In the enterprise, the duties should be shared by the senior system admin, and the chief security officer. No one person should be wearing both hats for some of the reasons listed in the blog.The norm, unfortunately, is that once you are "in" the network or system there are nothing to stop any insider from accessing anything that he wishes to, unless the organization is lucky enough to have a security savvy administrator.
I agree totally with the blog.
I worked, sad to say, briefly as a management trainee at Steak n Shake hamburger restaurant.
A policy was that the store manager had to take someone with her when she took vault deposits of cash to the bank.

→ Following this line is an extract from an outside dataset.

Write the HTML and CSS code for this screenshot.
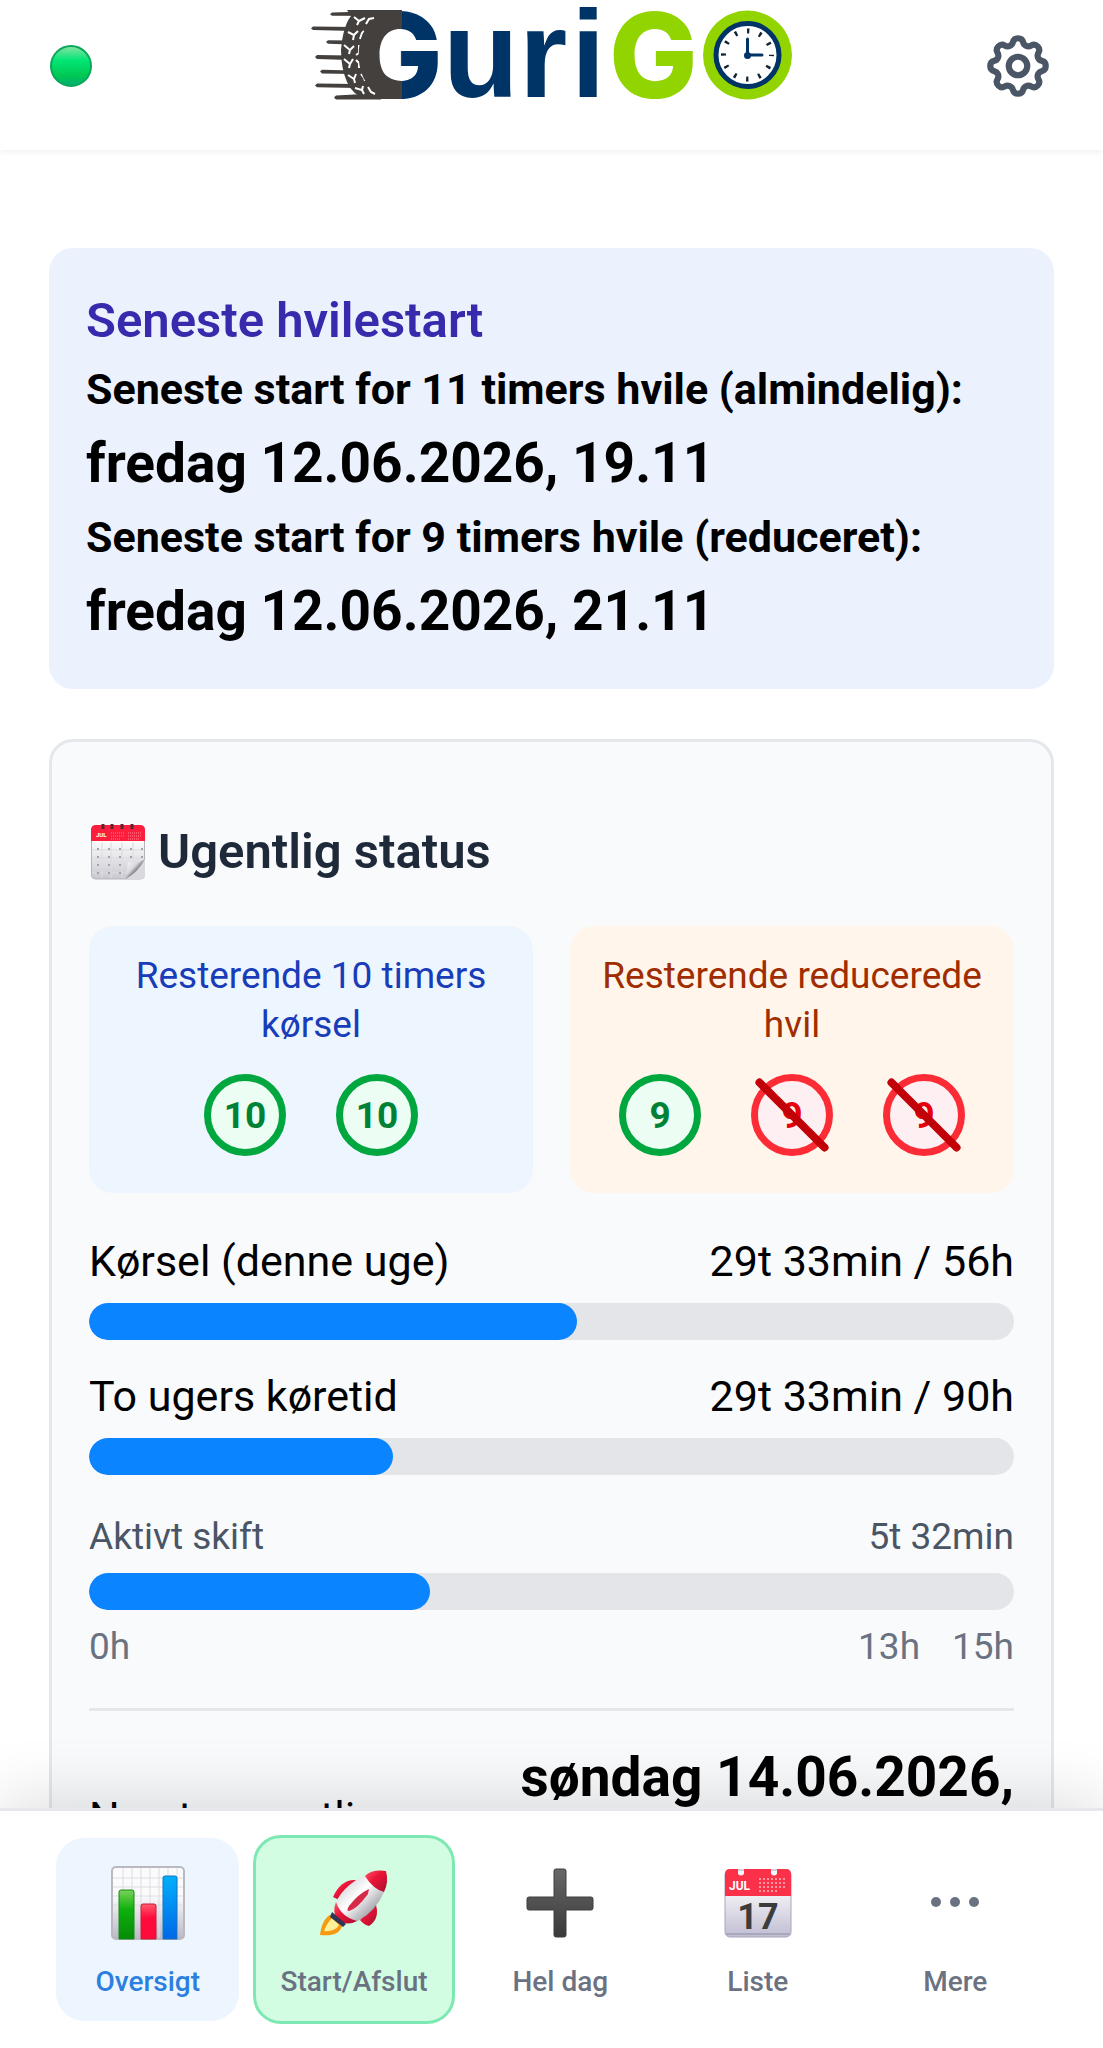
FILE: index.html
```html
<!DOCTYPE html>
<html lang="da">
<head>
<meta charset="utf-8">
<meta name="viewport" content="width=device-width, initial-scale=1">
<title>GuriGO</title>
<link rel="stylesheet" href="styles.css">
</head>
<body>
<div class="app">
  <header class="header">
    <span class="online" role="img" aria-label="Online"></span>
    <svg class="logo" viewBox="310 0 482 132" role="img" aria-label="GuriGO">
      <defs>
        <linearGradient id="tyre" gradientUnits="userSpaceOnUse" x1="340" y1="0" x2="440" y2="0">
          <stop offset="0.61" stop-color="#44403e"/>
          <stop offset="0.61" stop-color="#003467"/>
        </linearGradient>
      </defs>
      <g fill="#44403e">
        <path d="M346 10H401V27A27 27 0 0 0 401 81V99H366Q352 96 346 82Q340 68 340 50Q342 26 350 16Z"/>
        <path d="M329 14.200L331 12.500L401 10.500V16L331 15.800ZM310 28.500L312 26.500L352 27V31L312 30ZM325 42L327 40.200L350 40.500V44.500L327 43.800ZM314 57L316 55L348 55.500V60L316 59ZM319 71.500L321 69.700L352 70.500V74L321 73.500ZM314 85.500L316 83.500L356 84V88L316 87.300ZM333 97.500L335 95.500L380 93V99.500L335 99.500Z"/>
      </g>
      <path class="tread" d="M353 17L358 21L356 25M358 21L364 18M365 24L368 19L373 18M347 32L353 35L352 40M353 35L357 31M359 39L361 33L363 31M343 45L349 50L348 54M349 50L353 46M355 55L358 53V45M343 59L349 64L348 68M349 64L352 59M355 60L358 63V68M347 75L353 79L354 83M353 79L355 74M360 74L363 78L364 81M354 88L361 90L363 94M361 90L362 86M367 87L370 92L374 94"/>
      <text class="initial" x="353" y="98" fill="url(#tyre)">G</text>
      <text class="letters" x="442 518 570" y="97" fill="#003467">uri</text>
      <text class="initial" x="608" y="98" fill="#92d400">G</text>
      <circle cx="746.500" cy="55" r="44.500" fill="#92d400"/>
      <circle cx="746.500" cy="55" r="31.500" fill="#fff" stroke="#003467" stroke-width="5"/>
      <circle cx="746.500" cy="55" r="24" fill="none" stroke="#123" stroke-width="5" stroke-dasharray="2.400 10.166" stroke-dashoffset="1.200"/>
      <path d="M746.500 39V55H761" fill="none" stroke="#003467" stroke-width="3" stroke-linecap="round" stroke-linejoin="round"/>
      <circle cx="746.500" cy="55.500" r="3.500" fill="#003467"/>
    </svg>
    <button class="settings" type="button" aria-label="Indstillinger">
      <svg viewBox="0 0 24 24" width="74" height="74" fill="none" stroke="#4a5565" stroke-width="2" stroke-linecap="round" stroke-linejoin="round">
        <path d="M10.325 4.317c.426-1.756 2.924-1.756 3.350 0a1.724 1.724 0 0 0 2.573 1.066c1.543-.94 3.310.826 2.370 2.370a1.724 1.724 0 0 0 1.065 2.572c1.756.426 1.756 2.924 0 3.350a1.724 1.724 0 0 0-1.066 2.573c.94 1.543-.826 3.310-2.370 2.370a1.724 1.724 0 0 0-2.572 1.065c-.426 1.756-2.924 1.756-3.350 0a1.724 1.724 0 0 0-2.573-1.066c-1.543.94-3.310-.826-2.370-2.370a1.724 1.724 0 0 0-1.065-2.572c-1.756-.426-1.756-2.924 0-3.350a1.724 1.724 0 0 0 1.066-2.573c-.94-1.543.826-3.310 2.370-2.370.996.608 2.296.07 2.572-1.065z"/>
        <circle cx="12" cy="12" r="3"/>
      </svg>
    </button>
  </header>

  <main class="content">
    <section class="rest">
      <h2 class="rest-title">Seneste hvilestart</h2>
      <p class="rest-label">Seneste start for 11 timers hvile (almindelig):</p>
      <p class="rest-time">fredag 12.06.2026, 19.11</p>
      <p class="rest-label">Seneste start for 9 timers hvile (reduceret):</p>
      <p class="rest-time">fredag 12.06.2026, 21.11</p>
    </section>

    <section class="status">
      <h2 class="status-title">
        <svg class="status-icon" viewBox="0 0 54 56" aria-hidden="true">
          <defs>
            <linearGradient id="page" x1="0" y1="0" x2="0" y2="1"><stop offset="0.300" stop-color="#fafafa"/><stop offset="1" stop-color="#c9c8d0"/></linearGradient>
            <linearGradient id="curl" x1="0" y1="0" x2="1" y2="1"><stop offset="0" stop-color="#fff"/><stop offset="0.400" stop-color="#d8d8dd"/><stop offset="0.550" stop-color="#85858d"/></linearGradient>
          </defs>
          <rect x="0.500" y="2" width="53" height="53" rx="4" fill="url(#page)" stroke="#b5b4bd"/>
          <path d="M0 17V6Q0 1 5 1H49Q54 1 54 6V17Z" fill="#fb1f3d"/>
          <path d="M12 0V5M21 0V5M31 0V5M41 0V5" stroke="#5c2530" stroke-width="3"/>
          <text class="tiny-month" x="5" y="13">JUL</text>
          <path d="M20 9H33M20 12H33M20 15H30M37 9H51M37 12H51M37 15H49" stroke="#ff8592" stroke-dasharray="1 1"/>
          <path d="M11 18V54M20 18V54M31 18V54M42 18V54M1 26H53M1 34H53M1 42H53M1 49H40" stroke="#dcdbe1"/>
          <path d="M6 25H52M6 33H52M6 41H36M6 49H36" stroke="#a3a1aa" stroke-width="2" stroke-dasharray="2 9"/>
          <path d="M54 35V51Q54 55 50 55H35Z" fill="#d9d9de"/>
          <path d="M54 35Q47 40 37 38L35 55Q47 48 54 35Z" fill="url(#curl)"/>
        </svg>
        <span>Ugentlig status</span>
      </h2>

      <div class="quotas">
        <div class="quota quota-drive">
          <p class="quota-label">Resterende 10 timers kørsel</p>
          <div class="tokens">
            <span class="token">10</span>
            <span class="token">10</span>
          </div>
        </div>
        <div class="quota quota-rest">
          <p class="quota-label">Resterende reducerede hvil</p>
          <div class="tokens">
            <span class="token">9</span>
            <span class="token token-used">9</span>
            <span class="token token-used">9</span>
          </div>
        </div>
      </div>

      <div class="meter">
        <div class="meter-row"><span>Kørsel (denne uge)</span><span>29t 33min / 56h</span></div>
        <div class="bar"><div class="fill" style="width:52.77%"></div></div>
      </div>
      <div class="meter">
        <div class="meter-row"><span>To ugers køretid</span><span>29t 33min / 90h</span></div>
        <div class="bar"><div class="fill" style="width:32.83%"></div></div>
      </div>
      <div class="shift">
        <div class="shift-row"><span>Aktivt skift</span><span>5t 32min</span></div>
        <div class="bar"><div class="fill" style="width:36.89%"></div></div>
        <div class="shift-row shift-scale"><span>0h</span><span class="shift-limits"><span>13h</span><span>15h</span></span></div>
      </div>

      <div class="next">
        <span class="next-label">Næste ugentlige</span>
        <strong class="next-time">søndag 14.06.2026,</strong>
      </div>
    </section>
  </main>

  <nav class="tabs" aria-label="Menu">
    <button class="tab tab-active" type="button">
      <svg class="tab-icon" viewBox="0 0 74 74" aria-hidden="true">
        <defs>
          <linearGradient id="paper" x1="0" y1="0" x2="0" y2="1"><stop offset="0.400" stop-color="#fbfbfc"/><stop offset="1" stop-color="#b9b8c6"/></linearGradient>
          <linearGradient id="green" x1="0" y1="0" x2="0" y2="1"><stop offset="0" stop-color="#7ad257"/><stop offset="0.400" stop-color="#0db00d"/><stop offset="1" stop-color="#078a07"/></linearGradient>
          <linearGradient id="red" x1="0" y1="0" x2="0" y2="1"><stop offset="0" stop-color="#ff5a6c"/><stop offset="0.400" stop-color="#ff0a3c"/></linearGradient>
          <linearGradient id="blue" x1="0" y1="0" x2="0" y2="1"><stop offset="0" stop-color="#00b0fb"/><stop offset="1" stop-color="#0067e8"/></linearGradient>
        </defs>
        <rect x="1" y="1" width="72" height="72" rx="4" fill="url(#paper)" stroke="#bab9c2" stroke-width="2"/>
        <path d="M12 2V72M21 2V72M30 2V72M39 2V72M48 2V72M57 2V72M66 2V72M2 12H72M2 21H72M2 30H72M2 39H72M2 48H72" stroke="#dddce3"/>
        <path d="M8 73V26Q8 24 10 24H21Q23 24 23 26V73Z" fill="url(#green)" stroke="#168a16"/>
        <path d="M30 73V40Q30 38 32 38H43Q45 38 45 40V73Z" fill="url(#red)" stroke="#c91a3a"/>
        <path d="M52 73V12Q52 10 54 10H64Q66 10 66 12V73Z" fill="url(#blue)" stroke="#1675bd"/>
      </svg>
      <span>Oversigt</span>
    </button>
    <button class="tab tab-start" type="button">
      <svg class="tab-icon" viewBox="0 0 74 74" aria-hidden="true">
        <defs>
          <linearGradient id="hull" x1="0" y1="0" x2="1" y2="1"><stop offset="0.200" stop-color="#d9d9de"/><stop offset="0.450" stop-color="#fff"/><stop offset="0.800" stop-color="#9b9ba3"/></linearGradient>
          <linearGradient id="nose" x1="0" y1="0" x2="1" y2="1"><stop offset="0" stop-color="#ff5a6b"/><stop offset="0.400" stop-color="#ec1438"/><stop offset="1" stop-color="#a80f2c"/></linearGradient>
        </defs>
        <path d="M15 48Q5 52 3 69Q22 71 25 60Z" fill="#f79a10"/>
        <path d="M15 52Q10 57 7 65Q18 66 22 59Z" fill="#fff09a"/>
        <path d="M39 14Q24 13 16 31L22 34Z" fill="url(#nose)"/>
        <path d="M58 36Q64 52 52 60Q47 59 43 54Z" fill="url(#nose)"/>
        <path d="M19 36Q28 18 49 9L67 26Q59 45 41 55Q26 60 20 51Q16 44 19 36Z" fill="url(#hull)"/>
        <path d="M48 10Q55 3 69 5Q72 16 67 26Q56 23 48 10Z" fill="url(#nose)"/>
        <path d="M19 36Q24 51 40 55Q29 61 20 53Q15 46 19 36Z" fill="url(#nose)"/>
        <path d="M52 23Q41 28 32 40Q29 45 32 45Q40 43 51 28Z" fill="#d72a48"/>
        <path d="M15 46L29 58L26 61L13 51Z" fill="#2e3555"/>
      </svg>
      <span>Start/Afslut</span>
    </button>
    <button class="tab" type="button">
      <svg class="tab-icon" viewBox="0 0 74 74" aria-hidden="true">
        <defs><linearGradient id="plus" x1="0" y1="0" x2="0" y2="1"><stop offset="0" stop-color="#686868"/><stop offset="1" stop-color="#393939"/></linearGradient></defs>
        <path d="M33 3H41Q43 3 43 5V31H68Q70 31 70 33V42Q70 44 68 44H43V69Q43 71 41 71H33Q31 71 31 69V44H6Q4 44 4 42V33Q4 31 6 31H31V5Q31 3 33 3Z" fill="url(#plus)" stroke="#3f3f3f"/>
      </svg>
      <span>Hel dag</span>
    </button>
    <button class="tab" type="button">
      <svg class="tab-icon" viewBox="0 0 74 74" aria-hidden="true">
        <defs><linearGradient id="sheet" x1="0" y1="0" x2="0" y2="1"><stop offset="0.300" stop-color="#f6f5f8"/><stop offset="1" stop-color="#bfbdd2"/></linearGradient></defs>
        <rect x="4" y="4" width="66" height="67" rx="5" fill="url(#sheet)" stroke="#a9a7bb"/>
        <path d="M4 30V8Q4 3 9 3H17V8Q20 11 23 8V3H50V8Q53 11 56 8V3H65Q70 3 70 8V30Z" fill="#fb3149"/>
        <path d="M38 13H66M38 17H66M38 21H66M38 25H58" stroke="#ff98a3" stroke-width="2" stroke-dasharray="2 2"/>
        <text class="month" x="8" y="24">JUL</text>
        <text class="day" x="37" y="63">17</text>
        <path d="M5 68H69" stroke="#a9a7bb" stroke-width="2"/>
      </svg>
      <span>Liste</span>
    </button>
    <button class="tab" type="button">
      <svg class="tab-icon" viewBox="0 0 74 74" fill="#6a7282" aria-hidden="true">
        <circle cx="18" cy="36" r="5"/><circle cx="37" cy="36" r="5"/><circle cx="56" cy="36" r="5"/>
      </svg>
      <span>Mere</span>
    </button>
  </nav>
</div>
</body>
</html>
```
FILE: styles.css
```css
* {
  box-sizing: border-box;
}

body {
  margin: 0;
  background: #fff;
  color: #000;
  font-family: Roboto, "Liberation Sans", sans-serif;
  font-size: 43px;
  line-height: 66px;
}

h2,
p {
  margin: 0;
}

button {
  border: 0;
  padding: 0;
  background: none;
  font: inherit;
  cursor: pointer;
}

svg {
  display: block;
}

.app {
  display: flex;
  flex-direction: column;
  height: 100vh;
}

.header {
  display: grid;
  grid-template-columns: 1fr auto 1fr;
  align-items: center;
  padding: 0 48px 18px;
  background: #fff;
  box-shadow: 0 2px 6px rgba(0, 0, 0, 0.06);
  z-index: 1;
}

.online {
  width: 42px;
  height: 42px;
  margin-left: 2px;
  border: 2px solid #0ca65a;
  border-radius: 50%;
  background: linear-gradient(#7fe3a0, #00e676 35%, #00c853 75%, #00b070);
}

.logo {
  width: 482px;
  height: 132px;
  overflow: visible;
}

.initial {
  font-family: Inter, "Liberation Sans", sans-serif;
  font-size: 118px;
  font-weight: 800;
}

.letters {
  font-family: "Liberation Sans", Arial, sans-serif;
  font-size: 124px;
  font-weight: 700;
}

.tread {
  fill: none;
  stroke: #fff;
  stroke-width: 2px;
}

.settings {
  justify-self: end;
}

.content {
  flex: 1;
  min-height: 0;
  overflow-y: auto;
  scrollbar-width: none;
  padding: 98px 49px 48px;
}

.rest {
  padding: 38px 37px 37px;
  border-radius: 24px;
  background: #ecf1fe;
}

.rest-title {
  color: #372aac;
  font-size: 49px;
  font-weight: 600;
  line-height: 70px;
}

.rest-label {
  font-weight: 700;
}

.rest-time {
  font-size: 55px;
  font-weight: 700;
  line-height: 82px;
}

.status {
  margin-top: 50px;
  padding: 75px 37px 37px;
  border: 3px solid #e5e7eb;
  border-radius: 24px;
  background: #f9fafc;
}

.status-title {
  display: flex;
  align-items: center;
  gap: 13px;
  padding-left: 2px;
  color: #1e2939;
  font-size: 49px;
  font-weight: 600;
  line-height: 69px;
}

.status-icon {
  width: 54px;
  height: 56px;
}

.tiny-month {
  fill: #fff;
  font-size: 6px;
  font-weight: 700;
}

.quotas {
  display: grid;
  grid-template-columns: 1fr 1fr;
  gap: 37px;
  margin: 40px 0 34px;
}

.quota {
  padding: 25px 24px 37px;
  border-radius: 24px;
  font-size: 37px;
  line-height: 49px;
  text-align: center;
}

.quota-drive {
  background: #edf5ff;
  color: #193cb8;
}

.quota-rest {
  background: #fff5ea;
  color: #9f2d00;
}

.tokens {
  display: flex;
  justify-content: center;
  gap: 50px;
  margin-top: 25px;
}

.token {
  position: relative;
  display: flex;
  align-items: center;
  justify-content: center;
  width: 82px;
  height: 82px;
  border: 7px solid #00a63e;
  border-radius: 50%;
  background: #ecfdf3;
  color: #008236;
  font-weight: 700;
}

.token-used {
  border-color: #fb2c36;
  background: #fef0f2;
  color: #e7000b;
}

.token-used::after {
  content: "";
  position: absolute;
  top: 30px;
  left: -16px;
  width: 100px;
  height: 8px;
  border-radius: 4px;
  background: #c10007;
  transform: rotate(45deg);
}

.meter {
  margin-bottom: 22px;
}

.meter-row,
.shift-row {
  display: flex;
  justify-content: space-between;
}

.meter-row {
  margin-bottom: 8px;
  line-height: 68px;
}

.bar {
  overflow: hidden;
  height: 37px;
  border-radius: 19px;
  background: #e4e5e9;
}

.fill {
  height: 100%;
  border-radius: 19px;
  background: #0b84ff;
}

.shift {
  display: flex;
  flex-direction: column;
  gap: 12px;
  margin-top: 37px;
  color: #4a5565;
  font-size: 37px;
  line-height: 49px;
}

.shift-scale {
  color: #6a7282;
}

.shift-limits {
  display: flex;
  gap: 32px;
}

.next {
  display: flex;
  align-items: flex-start;
  justify-content: space-between;
  margin-top: 37px;
  padding-top: 28px;
  border-top: 3px solid #e5e7eb;
}

.next-label {
  padding-top: 45px;
}

.next-time {
  font-size: 55px;
  font-weight: 700;
  line-height: 77px;
}

.tabs {
  display: flex;
  align-items: center;
  gap: 14px;
  padding: 24px 56px;
  border-top: 3px solid #e5e7eb;
  background: #fff;
  box-shadow: 0 -10px 60px rgba(0, 0, 0, 0.13);
  z-index: 1;
}

.tab {
  flex: 1 1 0;
  display: flex;
  flex-direction: column;
  align-items: center;
  gap: 22px;
  padding: 28px 24px 19px;
  border-radius: 28px;
  color: #6a7282;
  font-size: 28px;
  font-weight: 500;
  line-height: 40px;
}

.tab-active {
  background: #edf5ff;
  color: #2b7fdf;
}

.tab-start {
  border: 3px solid #7ee8b2;
  background: #d2fde3;
}

.tab-icon {
  width: 74px;
  height: 74px;
}

.month {
  fill: #fff;
  font-size: 12px;
  font-weight: 700;
}

.day {
  fill: #3c3c3c;
  font-size: 36px;
  font-weight: 700;
  text-anchor: middle;
}
```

Did they not trust their own managers? No, not that. It was: they simply did not trust Human Nature, and they wanted a policy to protect both managers from accusations of theft and the company from theft.
One day, the manager went to the bank without me. Then she left on vacation. The next day, a large amount of money was missing. The assistant managers said, "Someone must have left the vault open slightly, in a hurry, and some customer must have somehow
got into the office, saw the vault open, and took the cash."
Yeah, right. I'm now dealing with gettting fired by a manager, and the company experienced "massive inventory losses" this past year. I know what really has been going on, and I'm typing a letter to the president today.
This is an illustration of the principle of "two keys" as the blog proclaims.
posted by vaspersthegrate
on February 16, 6:12 AM
Most security breaches are inside jobs, disgruntled or thieving employees. IT department heads must not be given a clean slate of freedom from suspicion.